This project presents the Reinforcement Learning algorithm to solve the P2-Continuous-control project of the Udacity - Deep Reinforcement Learning course.
- Install Unity python packages
- Set up the DRLND environment here
- Download the Single Reacher environment from here
Unzip the file into the same folder of the DRL_ContinuousControl project
unzip /PATH/TO/REACHER_ENV.zip /PATH/TO/DRL_ContinuousControl
Activate conda environment:
conda activate drlnd
The script main.py can be executed with two options:
Usage:
--no_training : run a single episode
--trainin : train the algorithm for 2k episodes
The project environment comprises one robot with two spherical-joints, and a light blue sphere representing the target area for the robot end-effector.
The agent (the robot) can perform 4 continuous actions at every step. Every action represents the torque applied to one joint, and the admissible values are clipped between -1 and 1.
The environment provides a positive reward of +0.1, when the robot end-effector is inside the blue sphere, and zero otherwise.
The presented solution employs the Deep Deterministic Policy Gradient (DDPG) method.
This method is a model-free off-policy learning algorithm suitable for continuous actions. It belongs to the groups of actor-critic methods, which extends policy gradient and q-values methods. Two independent networks are used for the actor and the critic. The former provides the best action given the state, and the latter provides the q-value for a pair (state, action). These two networks are used in combination to learn the best policy by proposing a policy (actor) and criticising the results using the q-values (critic).
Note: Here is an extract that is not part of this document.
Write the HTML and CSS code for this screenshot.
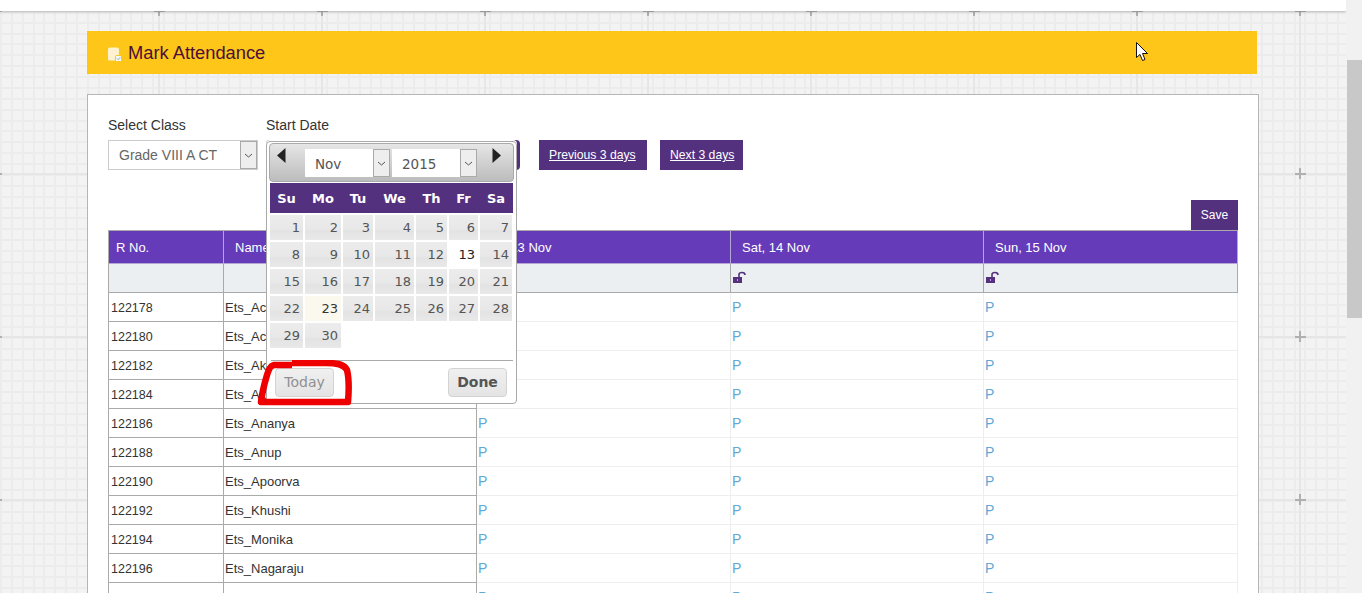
FILE: index.html
```html
<!DOCTYPE html>
<html lang="en">
<head>
    <meta charset="UTF-8">
    <title>Mark Attendance</title>
    <link rel="stylesheet" href="styles.css">
</head>
<body>
    <div class="page">
        <div class="main">
            <div class="top-bar"></div>
            <div class="content">
                <div class="title-bar">
                    <svg class="title-icon" width="15" height="15" viewBox="0 0 15 15">
                        <path d="M1 2.500 Q1 0.500 3 0.500 H10 Q12 0.500 12 2.500 V13.500 H2 Q1 13.500 1 12.500 Z" fill="#fdf1d0"/>
                        <rect x="8.500" y="8.500" width="6" height="6" rx="1" fill="#f5f5f5" stroke="#ffc61a"/>
                        <path d="M10 11.500 L11.200 12.700 L13.200 10.300" fill="none" stroke="#8fb7a0" stroke-width="1"/>
                    </svg>
                    <h1>Mark Attendance</h1>
                </div>

                <div class="card">
                    <div class="controls">
                        <div class="control">
                            <label>Select Class</label>
                            <div class="select class-select">
                                <span class="select-text">Grade VIII A CT</span>
                                <span class="select-arrow"><svg width="9" height="5" viewBox="0 0 9 5"><path d="M1 1 L4.5 4 L8 1" fill="none" stroke="#555"/></svg></span>
                            </div>
                        </div>
                        <div class="control start-date">
                            <label>Start Date</label>
                            <div class="date-field"></div>

                            <!-- Datepicker popup -->
                            <div class="picker">
                                <div class="picker-head">
                                    <svg class="prev" width="9" height="15" viewBox="0 0 9 15"><polygon points="8.5,0 8.5,15 0,7.5" fill="#222"/></svg>
                                    <div class="select month-select">
                                        <span class="select-text">Nov</span>
                                        <span class="select-arrow"><svg width="9" height="5" viewBox="0 0 9 5"><path d="M1 1 L4.5 4 L8 1" fill="none" stroke="#555"/></svg></span>
                                    </div>
                                    <div class="select month-select">
                                        <span class="select-text">2015</span>
                                        <span class="select-arrow"><svg width="9" height="5" viewBox="0 0 9 5"><path d="M1 1 L4.5 4 L8 1" fill="none" stroke="#555"/></svg></span>
                                    </div>
                                    <svg class="next" width="9" height="15" viewBox="0 0 9 15"><polygon points="0.5,0 0.5,15 9,7.5" fill="#222"/></svg>
                                </div>
                                <div class="week-days">
                                    <span>Su</span><span>Mo</span><span>Tu</span><span>We</span><span>Th</span><span>Fr</span><span>Sa</span>
                                </div>
                                <div class="days">
                                    <a>1</a><a>2</a><a>3</a><a>4</a><a>5</a><a>6</a><a>7</a>
                                    <a>8</a><a>9</a><a>10</a><a>11</a><a>12</a><a class="active">13</a><a>14</a>
                                    <a>15</a><a>16</a><a>17</a><a>18</a><a>19</a><a>20</a><a>21</a>
                                    <a>22</a><a class="highlight">23</a><a>24</a><a>25</a><a>26</a><a>27</a><a>28</a>
                                    <a>29</a><a>30</a>
                                </div>
                                <div class="picker-foot">
                                    <button class="today-btn">Today</button>
                                    <button class="done-btn">Done</button>
                                </div>
                                <svg class="scribble" width="100" height="48" viewBox="0 0 100 48">
                                    <path d="M36 5 L18 5 C14 6 13 9 11 15 C8 25 6 33 5 42 L92 42 C93 30 93 18 91 10 C88 4 80 3 70 3 L36 3" fill="none" stroke="#ee0000" stroke-width="6.500" stroke-linejoin="round"/>
                                </svg>
                            </div>
                        </div>
                        <a class="btn prev-days" href="#">Previous 3 days</a>
                        <a class="btn next-days" href="#">Next 3 days</a>
                    </div>

                    <div class="save-row">
                        <button class="save-btn">Save</button>
                    </div>

                    <table class="attendance">
                        <thead>
                            <tr class="head-row">
                                <th class="col-roll">R No.</th>
                                <th class="col-name">Name</th>
                                <th class="col-day">Fri, 13 Nov</th>
                                <th class="col-day">Sat, 14 Nov</th>
                                <th class="col-day">Sun, 15 Nov</th>
                            </tr>
                            <tr class="lock-row">
                                <td></td>
                                <td></td>
                                <td><svg class="lock" width="14" height="14" viewBox="0 0 14 14"><path d="M0 6 H9 V12 H0 Z" fill="#54317f"/><rect x="4" y="8" width="1" height="2" fill="#b9a8d0"/><path d="M6 6 V3.500 Q6 1.500 9 1.500 Q12 1.500 12 4" fill="none" stroke="#54317f" stroke-width="1.600"/></svg></td>
                                <td><svg class="lock" width="14" height="14" viewBox="0 0 14 14"><path d="M0 6 H9 V12 H0 Z" fill="#54317f"/><rect x="4" y="8" width="1" height="2" fill="#b9a8d0"/><path d="M6 6 V3.500 Q6 1.500 9 1.500 Q12 1.500 12 4" fill="none" stroke="#54317f" stroke-width="1.600"/></svg></td>
                                <td><svg class="lock" width="14" height="14" viewBox="0 0 14 14"><path d="M0 6 H9 V12 H0 Z" fill="#54317f"/><rect x="4" y="8" width="1" height="2" fill="#b9a8d0"/><path d="M6 6 V3.500 Q6 1.500 9 1.500 Q12 1.500 12 4" fill="none" stroke="#54317f" stroke-width="1.600"/></svg></td>
                            </tr>
                        </thead>
                        <tbody>
                            <tr><td>122178</td><td>Ets_Achal</td><td class="p">P</td><td class="p">P</td><td class="p">P</td></tr>
                            <tr><td>122180</td><td>Ets_Acharya</td><td class="p">P</td><td class="p">P</td><td class="p">P</td></tr>
                            <tr><td>122182</td><td>Ets_Akash</td><td class="p">P</td><td class="p">P</td><td class="p">P</td></tr>
                            <tr><td>122184</td><td>Ets_Akshay</td><td class="p">P</td><td class="p">P</td><td class="p">P</td></tr>
                            <tr><td>122186</td><td>Ets_Ananya</td><td class="p">P</td><td class="p">P</td><td class="p">P</td></tr>
                            <tr><td>122188</td><td>Ets_Anup</td><td class="p">P</td><td class="p">P</td><td class="p">P</td></tr>
                            <tr><td>122190</td><td>Ets_Apoorva</td><td class="p">P</td><td class="p">P</td><td class="p">P</td></tr>
                            <tr><td>122192</td><td>Ets_Khushi</td><td class="p">P</td><td class="p">P</td><td class="p">P</td></tr>
                            <tr><td>122194</td><td>Ets_Monika</td><td class="p">P</td><td class="p">P</td><td class="p">P</td></tr>
                            <tr><td>122196</td><td>Ets_Nagaraju</td><td class="p">P</td><td class="p">P</td><td class="p">P</td></tr>
                            <tr><td>122198</td><td>Ets_Nandini</td><td class="p">P</td><td class="p">P</td><td class="p">P</td></tr>
                        </tbody>
                    </table>
                </div>
            </div>
        </div>

        <div class="scrollbar">
            <div class="scroll-thumb"></div>
        </div>
    </div>

    <!-- Mouse pointer caught in the screenshot -->
    <svg class="cursor" width="13" height="20" viewBox="0 0 13 20">
        <path d="M0.500 0.500 V15.500 L4 12.500 L6.500 18.500 L9 17.500 L6.500 11.500 L11.500 11.500 Z" fill="#fff" stroke="#111"/>
    </svg>
</body>
</html>
```

FILE: styles.css
```css
html, body {
    margin: 0;
    height: 100%;
    overflow: hidden;
}
body {
    font-family: "Liberation Sans", Arial, sans-serif;
    font-size: 12px;
    color: #333;
    position: relative;
}
.page {
    display: flex;
    height: 593px;
    overflow: hidden;
}
.main {
    flex: 1;
    min-width: 0;
    background-color: #f3f3f3;
    background-image: url("data:image/svg+xml,%3Csvg xmlns='http://www.w3.org/2000/svg' width='163' height='163'%3E%3Crect x='158' y='0' width='2' height='163' fill='%23e6e6e6'/%3E%3Crect x='0' y='10' width='163' height='2' fill='%23e6e6e6'/%3E%3Crect x='154' y='10' width='11' height='2' fill='%23b0b0b0'/%3E%3Crect x='158' y='5' width='2' height='11' fill='%23b0b0b0'/%3E%3Crect x='0' y='10' width='2' height='2' fill='%23b0b0b0'/%3E%3C/svg%3E"),
        repeating-linear-gradient(to right, #ececec 0, #ececec 2px, transparent 2px, transparent 10.87px),
        repeating-linear-gradient(to bottom, #ececec 0, #ececec 2px, transparent 2px, transparent 10.87px);
}
.top-bar {
    height: 11px;
    background-color: #fff;
    box-shadow: 0 1px 3px rgba(0, 0, 0, 0.2);
}
.content {
    padding: 20px 0 0 87px;
}

/* Yellow title */
.title-bar {
    width: 1170px;
    height: 43px;
    background-color: #ffc61a;
    display: flex;
    align-items: center;
    padding-left: 20px;
    box-sizing: border-box;
    gap: 6px;
}
.title-bar h1 {
    margin: 0;
    font-size: 18.300px;
    font-weight: normal;
    color: #4a1038;
}
.title-icon {
    margin-top: 3px;
}

.card {
    width: 1172px;
    box-sizing: border-box;
    margin-top: 20px;
    padding: 22px 20px 0;
    background-color: #fff;
    border: 1px solid #b5b5b5;
    height: 600px;
}
.controls {
    display: flex;
    align-items: flex-end;
}
.control label {
    display: block;
    font-size: 14px;
    line-height: 16px;
    margin-bottom: 7px;
    color: #333;
}
.select {
    display: flex;
    box-sizing: border-box;
    background-color: #fff;
}
.select-text {
    flex: 1;
}
.select-arrow {
    display: flex;
    align-items: center;
    justify-content: center;
    background-color: #eee;
    border: 1px solid #aaa;
    box-sizing: border-box;
    width: 17px;
}
.class-select {
    width: 150px;
    height: 30px;
    border: 1px solid #ccc;
    font-size: 14px;
    line-height: 28px;
    color: #666;
}
.class-select .select-text {
    padding-left: 10px;
}
.start-date {
    position: relative;
    margin-left: 8px;
}
.date-field {
    width: 254px;
    height: 30px;
    background-color: #54317f;
    border-radius: 4px;
}
.btn {
    display: block;
    height: 30px;
    line-height: 30px;
    padding: 0 10px;
    background-color: #54317f;
    color: #fff;
    font-size: 12.200px;
    white-space: nowrap;
    box-sizing: border-box;
}
.prev-days {
    margin-left: 19px;
    width: 108px;
}
.next-days {
    margin-left: 13px;
    width: 83px;
}

/* Datepicker */
.picker {
    position: absolute;
    left: 0;
    top: 24px;
    width: 251px;
    height: 263px;
    box-sizing: border-box;
    padding: 1px 2px;
    background-color: #fff;
    border: 1px solid #aaa;
    border-radius: 4px;
    box-shadow: 0 -1px 0 #fff;
    font-family: "DejaVu Sans", Verdana, sans-serif;
    font-size: 13px;
    z-index: 2;
}
.picker-head {
    display: flex;
    align-items: flex-start;
    height: 39px;
    box-sizing: border-box;
    padding: 4px 0 0 7px;
    border: 1px solid #aaa;
    border-radius: 4px;
    background: linear-gradient(#e6e6e6, #bcbcbc);
}
.picker-head .prev {
    margin-right: 19px;
}
.picker-head .next {
    margin-left: 15px;
}
.month-select {
    width: 85px;
    height: 28px;
    margin-top: 1px;
    line-height: 31px;
    font-size: 13.500px;
    color: #555;
    margin-right: 2px;
}
.month-select:last-of-type {
    margin-right: 0;
}
.month-select .select-text {
    padding-left: 10px;
}
.week-days,
.days {
    display: grid;
    grid-template-columns: 33px 36px 30px 39px 31px 29px 32px;
    column-gap: 2px;
    margin-left: 1px;
}
.week-days {
    width: 243px;
    height: 30px;
    margin-top: 1px;
    background-color: #54317f;
    color: #fff;
    font-weight: bold;
    line-height: 32px;
    text-align: center;
}
.days {
    margin-top: 2px;
    grid-auto-rows: 25px;
    row-gap: 2px;
}
.days a {
    background: linear-gradient(#ececec, #e8e8e8 55%, #e3e3e3 65%, #e9e9e9);
    color: #555;
    text-align: right;
    padding-right: 3px;
    line-height: 26px;
}
.days a.active {
    background: #fff;
    color: #212121;
}
.days a.highlight {
    background: #fbf9ee;
    color: #363636;
}
.picker-foot {
    display: flex;
    justify-content: space-between;
    margin: 12px 0 0 2px;
    padding: 7px 6px 0 4px;
    width: 242px;
    box-sizing: border-box;
    border-top: 1px solid #aaa;
}
.picker-foot button {
    width: 59px;
    height: 29px;
    padding: 0 0 2px;
    font-family: "DejaVu Sans", Verdana, sans-serif;
    font-size: 14px;
    border: 1px solid #d3d3d3;
    border-radius: 4px;
    background: linear-gradient(#f0f0f0, #e4e4e4);
}
.today-btn {
    color: #8f8f8f;
}
.done-btn {
    font-weight: bold;
    color: #555;
}
.scribble {
    position: absolute;
    left: -11px;
    top: 218px;
}

/* Table */
.save-row {
    display: flex;
    justify-content: flex-end;
    margin-top: 30px;
}
.save-btn {
    width: 47px;
    height: 30px;
    padding: 0;
    border: none;
    background-color: #54317f;
    color: #fff;
    font-family: "Liberation Sans", Arial, sans-serif;
    font-size: 12px;
}
.attendance {
    width: 1130px;
    table-layout: fixed;
    border-collapse: separate;
    border-spacing: 0;
    border-top: 1px solid #aaa;
    border-left: 1px solid #aaa;
    font-size: 13px;
}
.attendance th,
.attendance td {
    box-sizing: border-box;
    padding: 0 0 0 1px;
    border-right: 1px solid #eee;
    border-bottom: 1px solid #eee;
}
.attendance .col-roll {
    width: 115px;
}
.attendance .col-name {
    width: 253px;
}
.attendance .col-day {
    width: 254px;
}
.attendance .col-day + .col-day {
    width: 253px;
}
.attendance .col-day + .col-day + .col-day {
    width: 254px;
}
.head-row {
    height: 33px;
}
.attendance .head-row th {
    padding: 0 0 0 11px;
    background-color: #653bb9;
    color: #fff;
    font-weight: normal;
    text-align: left;
    border-color: #b5a6d4;
}
.attendance .head-row th:first-child {
    padding-left: 7px;
}
.lock-row {
    height: 29px;
}
.attendance .lock-row td {
    padding: 0 0 0 2px;
    background-color: #eceff1;
    border-color: #aaa;
    vertical-align: middle;
}
.lock {
    display: block;
}
.attendance tbody tr {
    height: 29px;
}
.attendance tbody td:first-child {
    font-size: 12.500px;
    padding: 1px 0 0 2px;
}
.attendance tbody td:nth-child(-n+2) {
    border-bottom-color: #aaa;
    border-right-color: #aaa;
}
.attendance td.p {
    padding: 0 0 0 1px;
    font-size: 14px;
    color: #62a8d4;
}

/* Scrollbar */
.scrollbar {
    width: 16px;
    background-color: #f1f1f1;
}
.scroll-thumb {
    margin: 60px 0 0 1px;
    height: 258px;
    background-color: #c8c8c8;
}
.cursor {
    position: absolute;
    left: 1136px;
    top: 42px;
}
```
Because the critic uses a DQN, the algorithm can be seen as an extension of DQN to continuous action space. Similarly to DQN, DDPG approximate the Q-table, and mitigation techniques must be considered to avoid instabilities. DDPG uses a replay-buffer and a target network. The former stores experience coming from past episodes in the shape of tuples (state, action, reward, next_state, done), the latter mitigates the problem of learning by using a moving target, and represents a copy of the network updated with a certain delay.
Both actor and critic use two networks: a target and a local.
A common method to balance exploitation and exploration is using epsilon-greedy policies. This method uses the current best policy with probability (1 - epsilon) and explores a uniformly random generated action with probability (epsilon). However, DDPG commonly substitute this method with a soft-update (polyak method) of the target policy, and a noise to the predicted actions.
DDPG does not learn at avery step. To avoid overfitting, the method learns only a certain number of steps, so that new experience is available in the replay buffer. Moreover, the learning phase is repeated several times once the learning is activated.
Throughout the implementation a few important elements have emerged:
- The noise added to the actions makes a huge difference in the learning of the algorithm. Initially, we implemented the Ornstein–Uhlenbeck process, which is inspired by the velocity of Brownian particles. However, the learning was very unstable, and we could not obtain reliable results. Therefore, we moved to the Gaussian noise at zero mean (as suggested byOpenAI). Thanks to this type of noise, the algorithm increased in robustness and stability.
- The lean every N step and the learning per step numbers make a big impact on the learning phase. Initially, we set (20, 10) respectively, but the networks were very unstable, especially in the first 100 iterations, with a very slow learning rate. Therefore, we increased the number to (50, 40), and the algorithm started to learn faster and more robustly.
Max number of episodes: 2000
Max time per episode: 1000
Gamma: 0.99
learn every N step: 50
learning per step: 40
Replay Buffer: 1e6
Batch size: 128
Soft update value: 0.9999
Network structure: One Regularisation layer, two linear layers with ReLu activation, and a hyperbolic tangent as output layer
First Hidden Layer = 128 nodes
Second Hidden Layer = 128 nodes
Network structure: One Regularisation layer, two linear layers with ReLu activation, and a linear layer This network takes in the state and the action, but the action are fed inside the network only after the first linear layer
First Hidden Layer = 128 nodes
Second Hidden Layer = 128 nodes
We consider the algorithm finished when an average value of +30.0 is reached.
The learning graph below shows that we reach the target after roughly 500 iterations, the network touches the ceiling of +40 after roughly 750 iterations.